* [Objective]:
Copy each line exactly. Drop every picture.

* [Material provided]:

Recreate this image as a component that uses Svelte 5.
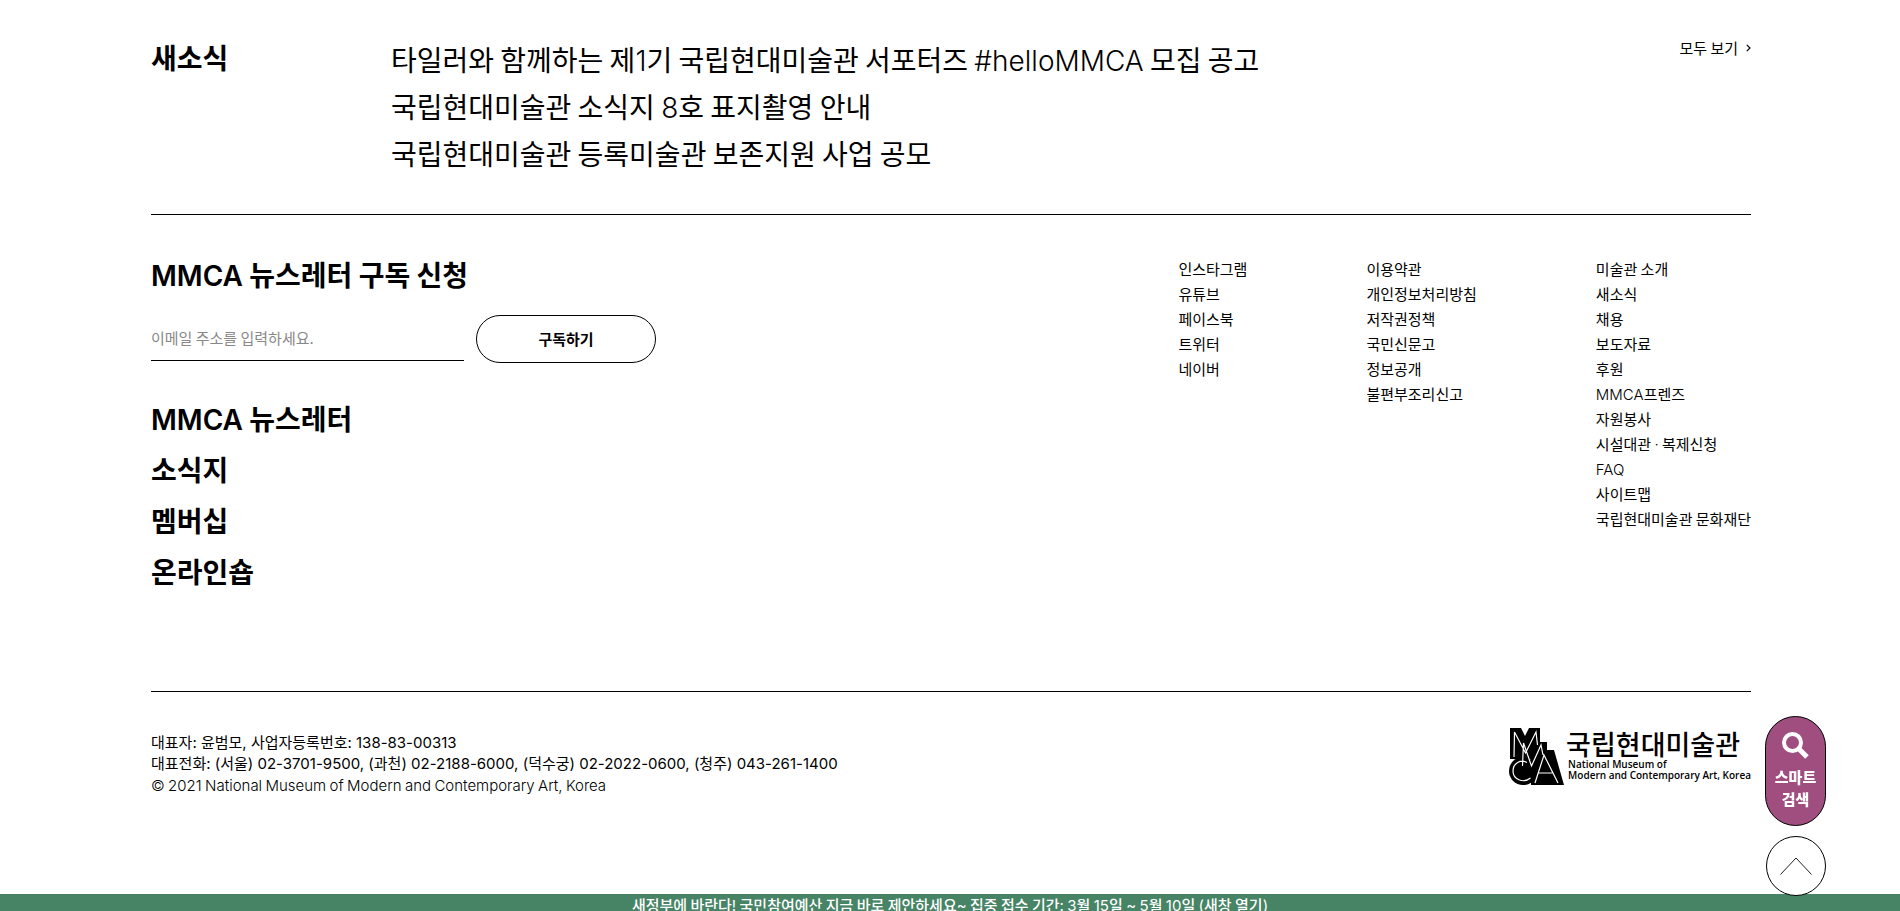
<script>
  const news = [
    '타일러와 함께하는 제1기 국립현대미술관 서포터즈 #helloMMCA 모집 공고',
    '국립현대미술관 소식지 8호 표지촬영 안내',
    '국립현대미술관 등록미술관 보존지원 사업 공모'
  ];
  const services = ['MMCA 뉴스레터', '소식지', '멤버십', '온라인숍'];
  const columns = [
    ['인스타그램', '유튜브', '페이스북', '트위터', '네이버'],
    ['이용약관', '개인정보처리방침', '저작권정책', '국민신문고', '정보공개', '불편부조리신고'],
    ['미술관 소개', '새소식', '채용', '보도자료', '후원', 'MMCA프렌즈', '자원봉사', '시설대관 · 복제신청', 'FAQ', '사이트맵', '국립현대미술관 문화재단']
  ];
  let email = $state('');

  // Latin words and digits are set in their own face beside the Hangul.
  const runs = (text) => text.split(/([A-Za-z0-9#©·,:()!~-]+)/).map((t, i) => ({ t, latin: i % 2 === 1 }));
</script>

{#snippet mixed(text)}{#each runs(text) as run}{#if run.latin}<span class="latin">{run.t}</span>{:else}{run.t}{/if}{/each}{/snippet}

<div class="page">
  <main class="wrap news">
    <h2>새소식</h2>
    <ul>
      {#each news as item}
        <li><a href="#news">{@render mixed(item)}</a></li>
      {/each}
    </ul>
    <a class="more" href="#all">모두 보기
      <svg width="5" height="8" viewBox="0 0 5 8" aria-hidden="true"><path d="M.8.8 4 4 .8 7.200" fill="none" stroke="#000" stroke-width="1.200" /></svg>
    </a>
  </main>

  <footer>
    <div class="wrap top">
      <div class="left">
        <form onsubmit={(e) => e.preventDefault()}>
          <label for="email">{@render mixed('MMCA 뉴스레터 구독 신청')}</label>
          <div class="field">
            <input id="email" type="email" placeholder="이메일 주소를 입력하세요." bind:value={email} />
            <button type="submit">구독하기</button>
          </div>
        </form>
        <ul class="services">
          {#each services as item}
            <li><a href="#service">{@render mixed(item)}</a></li>
          {/each}
        </ul>
      </div>
      <nav>
        {#each columns as column}
          <ul>
            {#each column as item}
              <li><a href="#link">{@render mixed(item)}</a></li>
            {/each}
          </ul>
        {/each}
      </nav>
    </div>
    <div class="wrap bottom">
      <address>
        <p class="contact">대표자: 윤범모, 사업자등록번호: 138-83-00313</p>
        <p class="contact">대표전화: (서울) 02-3701-9500, (과천) 02-2188-6000, (덕수궁) 02-2022-0600, (청주) 043-261-1400</p>
        <p>{@render mixed('© 2021 National Museum of Modern and Contemporary Art, Korea')}</p>
      </address>
      <a class="logo" href="#home">
        <svg width="55" height="57" viewBox="0 0 55 57" aria-hidden="true">
          <path d="M1 0h11l4 8 4-8h11v14h7v8h7l10 35H22V31H1z" />
          <circle cx="14" cy="43" r="14" />
          <path d="M5 29 5.500 4l11 21L27 4l1.500 13M13.500 38 14.500 15l8 23L32 17l2 10M26 55l9-28 14 28M29 45h15M18 34.500C12 31 4 35 4 43c0 8 10 13 17.500 7" fill="none" stroke="#fff" stroke-width="1.200" />
        </svg>
        <span class="name">
          <strong>국립현대미술관</strong>
          <small>National Museum of<br />Modern and Contemporary Art, Korea</small>
        </span>
      </a>
    </div>
  </footer>

  <a class="banner" href="#banner">{@render mixed('새정부에 바란다! 국민참여예산 지금 바로 제안하세요~ 집중 접수 기간: 3월 15일 ~ 5월 10일 (새창 열기)')}</a>

  <aside>
    <a class="smart" href="#search">
      <svg width="27" height="27" viewBox="0 0 27 27" aria-hidden="true"><circle cx="10.500" cy="10.500" r="8.500" fill="none" stroke="#fff" stroke-width="4" /><path d="m17 17 8 8" stroke="#fff" stroke-width="5" /></svg>
      <span>스마트<br />검색</span>
    </a>
    <button class="up" aria-label="맨 위로">
      <svg width="32" height="18" viewBox="0 0 32 18" aria-hidden="true"><path d="M.5 17.500 16 1l15.500 16.500" fill="none" stroke="#222" /></svg>
    </button>
  </aside>
</div>

<style>
  :global(html) { scrollbar-width: none; }
  :global(body) { margin: 0; }
  .page {
    font-family: "Noto Sans CJK KR", sans-serif;
    font-size: 15px;
    line-height: 25px;
    color: #000;
    background: #fff;
  }
  .latin { font-family: Inter, "Noto Sans CJK KR", sans-serif; line-height: 1; font-weight: 300; }
  ul { list-style: none; margin: 0; padding: 0; }
  a { color: inherit; text-decoration: none; }
  .wrap { margin: 0 149px 0 151px; }
  .news {
    display: flex;
    border-bottom: 1px solid #000;
    padding: 36px 0 37px;
  }
  h2 { margin: 0; width: 240px; font-size: 28px; line-height: 42px; font-weight: 700; }
  .news ul { flex: 1; font-size: 28px; line-height: 47px; }
  .more { display: flex; align-items: center; gap: 8px; height: 23px; }
  .top {
    display: flex;
    justify-content: space-between;
    border-bottom: 1px solid #000;
    padding: 41px 0 94px;
  }
  label { display: block; font-size: 28px; line-height: 36px; font-weight: 700; }
  label .latin, .services .latin { font-weight: 600; }
  .field { display: flex; align-items: flex-start; gap: 12px; margin-top: 23px; }
  input {
    width: 313px;
    height: 46px;
    box-sizing: border-box;
    border: 0;
    border-bottom: 1px solid #000;
    padding: 0;
    font: inherit;
    outline: none;
  }
  input::placeholder { color: #888; opacity: 1; }
  .field button {
    width: 180px;
    height: 48px;
    border: 1px solid #000;
    border-radius: 24px;
    background: #fff;
    color: #000;
    font: inherit;
    font-weight: 700;
    padding: 0 0 2px;
  }
  .services { margin-top: 30px; font-size: 28px; line-height: 51px; font-weight: 700; }
  nav { display: flex; gap: 119px; }
  .bottom { display: flex; justify-content: space-between; padding: 36px 0 99px; }
  address { font-style: normal; line-height: 21px; padding-top: 4px; }
  p { margin: 0; }
  .contact { font-family: Inter, "Noto Sans CJK KR", sans-serif; }
  .logo { display: flex; gap: 2px; }
  .name { display: flex; flex-direction: column; }
  strong { font-size: 27px; line-height: 31px; font-weight: 500; }
  small { font-family: "Open Sans", sans-serif; font-size: 10px; line-height: 11px; font-weight: 600; padding-left: 2px; }
  .banner {
    display: block;
    background: #478466;
    color: #fff;
    text-align: center;
    font-weight: 500;
    line-height: 22px;
  }
  .banner .latin { font-weight: 400; }
  aside {
    position: fixed;
    right: 74px;
    bottom: 15px;
    display: flex;
    flex-direction: column;
    gap: 10px;
  }
  .smart {
    display: flex;
    flex-direction: column;
    align-items: center;
    box-sizing: border-box;
    width: 61px;
    height: 110px;
    padding-top: 15px;
    border: 1px solid #000;
    border-radius: 31px;
    background: #a04e80;
    color: #fff;
    text-align: center;
    font-weight: 900;
    line-height: 22px;
  }
  .smart span { margin-top: 7px; }
  .up {
    align-self: flex-end;
    display: flex;
    align-items: center;
    justify-content: center;
    width: 60px;
    height: 60px;
    padding: 0;
    border: 1px solid #000;
    border-radius: 50%;
    background: #fff;
  }
</style>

* [Exercise response]:
Recreate this image as a component that uses Svelte 5.
<script>
  const news = [
    '타일러와 함께하는 제1기 국립현대미술관 서포터즈 #helloMMCA 모집 공고',
    '국립현대미술관 소식지 8호 표지촬영 안내',
    '국립현대미술관 등록미술관 보존지원 사업 공모'
  ];
  const services = ['MMCA 뉴스레터', '소식지', '멤버십', '온라인숍'];
  const columns = [
    ['인스타그램', '유튜브', '페이스북', '트위터', '네이버'],
    ['이용약관', '개인정보처리방침', '저작권정책', '국민신문고', '정보공개', '불편부조리신고'],
    ['미술관 소개', '새소식', '채용', '보도자료', '후원', 'MMCA프렌즈', '자원봉사', '시설대관 · 복제신청', 'FAQ', '사이트맵', '국립현대미술관 문화재단']
  ];
  let email = $state('');

  // Latin words and digits are set in their own face beside the Hangul.
  const runs = (text) => text.split(/([A-Za-z0-9#©·,:()!~-]+)/).map((t, i) => ({ t, latin: i % 2 === 1 }));
</script>

{#snippet mixed(text)}{#each runs(text) as run}{#if run.latin}<span class="latin">{run.t}</span>{:else}{run.t}{/if}{/each}{/snippet}

<div class="page">
  <main class="wrap news">
    <h2>새소식</h2>
    <ul>
      {#each news as item}
        <li><a href="#news">{@render mixed(item)}</a></li>
      {/each}
    </ul>
    <a class="more" href="#all">모두 보기
      <svg width="5" height="8" viewBox="0 0 5 8" aria-hidden="true"><path d="M.8.8 4 4 .8 7.200" fill="none" stroke="#000" stroke-width="1.200" /></svg>
    </a>
  </main>

  <footer>
    <div class="wrap top">
      <div class="left">
        <form onsubmit={(e) => e.preventDefault()}>
          <label for="email">{@render mixed('MMCA 뉴스레터 구독 신청')}</label>
          <div class="field">
            <input id="email" type="email" placeholder="이메일 주소를 입력하세요." bind:value={email} />
            <button type="submit">구독하기</button>
          </div>
        </form>
        <ul class="services">
          {#each services as item}
            <li><a href="#service">{@render mixed(item)}</a></li>
          {/each}
        </ul>
      </div>
      <nav>
        {#each columns as column}
          <ul>
            {#each column as item}
              <li><a href="#link">{@render mixed(item)}</a></li>
            {/each}
          </ul>
        {/each}
      </nav>
    </div>
    <div class="wrap bottom">
      <address>
        <p class="contact">대표자: 윤범모, 사업자등록번호: 138-83-00313</p>
        <p class="contact">대표전화: (서울) 02-3701-9500, (과천) 02-2188-6000, (덕수궁) 02-2022-0600, (청주) 043-261-1400</p>
        <p>{@render mixed('© 2021 National Museum of Modern and Contemporary Art, Korea')}</p>
      </address>
      <a class="logo" href="#home">
        <svg width="55" height="57" viewBox="0 0 55 57" aria-hidden="true">
          <path d="M1 0h11l4 8 4-8h11v14h7v8h7l10 35H22V31H1z" />
          <circle cx="14" cy="43" r="14" />
          <path d="M5 29 5.500 4l11 21L27 4l1.500 13M13.500 38 14.500 15l8 23L32 17l2 10M26 55l9-28 14 28M29 45h15M18 34.500C12 31 4 35 4 43c0 8 10 13 17.500 7" fill="none" stroke="#fff" stroke-width="1.200" />
        </svg>
        <span class="name">
          <strong>국립현대미술관</strong>
          <small>National Museum of<br />Modern and Contemporary Art, Korea</small>
        </span>
      </a>
    </div>
  </footer>

  <a class="banner" href="#banner">{@render mixed('새정부에 바란다! 국민참여예산 지금 바로 제안하세요~ 집중 접수 기간: 3월 15일 ~ 5월 10일 (새창 열기)')}</a>

  <aside>
    <a class="smart" href="#search">
      <svg width="27" height="27" viewBox="0 0 27 27" aria-hidden="true"><circle cx="10.500" cy="10.500" r="8.500" fill="none" stroke="#fff" stroke-width="4" /><path d="m17 17 8 8" stroke="#fff" stroke-width="5" /></svg>
      <span>스마트<br />검색</span>
    </a>
    <button class="up" aria-label="맨 위로">
      <svg width="32" height="18" viewBox="0 0 32 18" aria-hidden="true"><path d="M.5 17.500 16 1l15.500 16.500" fill="none" stroke="#222" /></svg>
    </button>
  </aside>
</div>

<style>
  :global(html) { scrollbar-width: none; }
  :global(body) { margin: 0; }
  .page {
    font-family: "Noto Sans CJK KR", sans-serif;
    font-size: 15px;
    line-height: 25px;
    color: #000;
    background: #fff;
  }
  .latin { font-family: Inter, "Noto Sans CJK KR", sans-serif; line-height: 1; font-weight: 300; }
  ul { list-style: none; margin: 0; padding: 0; }
  a { color: inherit; text-decoration: none; }
  .wrap { margin: 0 149px 0 151px; }
  .news {
    display: flex;
    border-bottom: 1px solid #000;
    padding: 36px 0 37px;
  }
  h2 { margin: 0; width: 240px; font-size: 28px; line-height: 42px; font-weight: 700; }
  .news ul { flex: 1; font-size: 28px; line-height: 47px; }
  .more { display: flex; align-items: center; gap: 8px; height: 23px; }
  .top {
    display: flex;
    justify-content: space-between;
    border-bottom: 1px solid #000;
    padding: 41px 0 94px;
  }
  label { display: block; font-size: 28px; line-height: 36px; font-weight: 700; }
  label .latin, .services .latin { font-weight: 600; }
  .field { display: flex; align-items: flex-start; gap: 12px; margin-top: 23px; }
  input {
    width: 313px;
    height: 46px;
    box-sizing: border-box;
    border: 0;
    border-bottom: 1px solid #000;
    padding: 0;
    font: inherit;
    outline: none;
  }
  input::placeholder { color: #888; opacity: 1; }
  .field button {
    width: 180px;
    height: 48px;
    border: 1px solid #000;
    border-radius: 24px;
    background: #fff;
    color: #000;
    font: inherit;
    font-weight: 700;
    padding: 0 0 2px;
  }
  .services { margin-top: 30px; font-size: 28px; line-height: 51px; font-weight: 700; }
  nav { display: flex; gap: 119px; }
  .bottom { display: flex; justify-content: space-between; padding: 36px 0 99px; }
  address { font-style: normal; line-height: 21px; padding-top: 4px; }
  p { margin: 0; }
  .contact { font-family: Inter, "Noto Sans CJK KR", sans-serif; }
  .logo { display: flex; gap: 2px; }
  .name { display: flex; flex-direction: column; }
  strong { font-size: 27px; line-height: 31px; font-weight: 500; }
  small { font-family: "Open Sans", sans-serif; font-size: 10px; line-height: 11px; font-weight: 600; padding-left: 2px; }
  .banner {
    display: block;
    background: #478466;
    color: #fff;
    text-align: center;
    font-weight: 500;
    line-height: 22px;
  }
  .banner .latin { font-weight: 400; }
  aside {
    position: fixed;
    right: 74px;
    bottom: 15px;
    display: flex;
    flex-direction: column;
    gap: 10px;
  }
  .smart {
    display: flex;
    flex-direction: column;
    align-items: center;
    box-sizing: border-box;
    width: 61px;
    height: 110px;
    padding-top: 15px;
    border: 1px solid #000;
    border-radius: 31px;
    background: #a04e80;
    color: #fff;
    text-align: center;
    font-weight: 900;
    line-height: 22px;
  }
  .smart span { margin-top: 7px; }
  .up {
    align-self: flex-end;
    display: flex;
    align-items: center;
    justify-content: center;
    width: 60px;
    height: 60px;
    padding: 0;
    border: 1px solid #000;
    border-radius: 50%;
    background: #fff;
  }
</style>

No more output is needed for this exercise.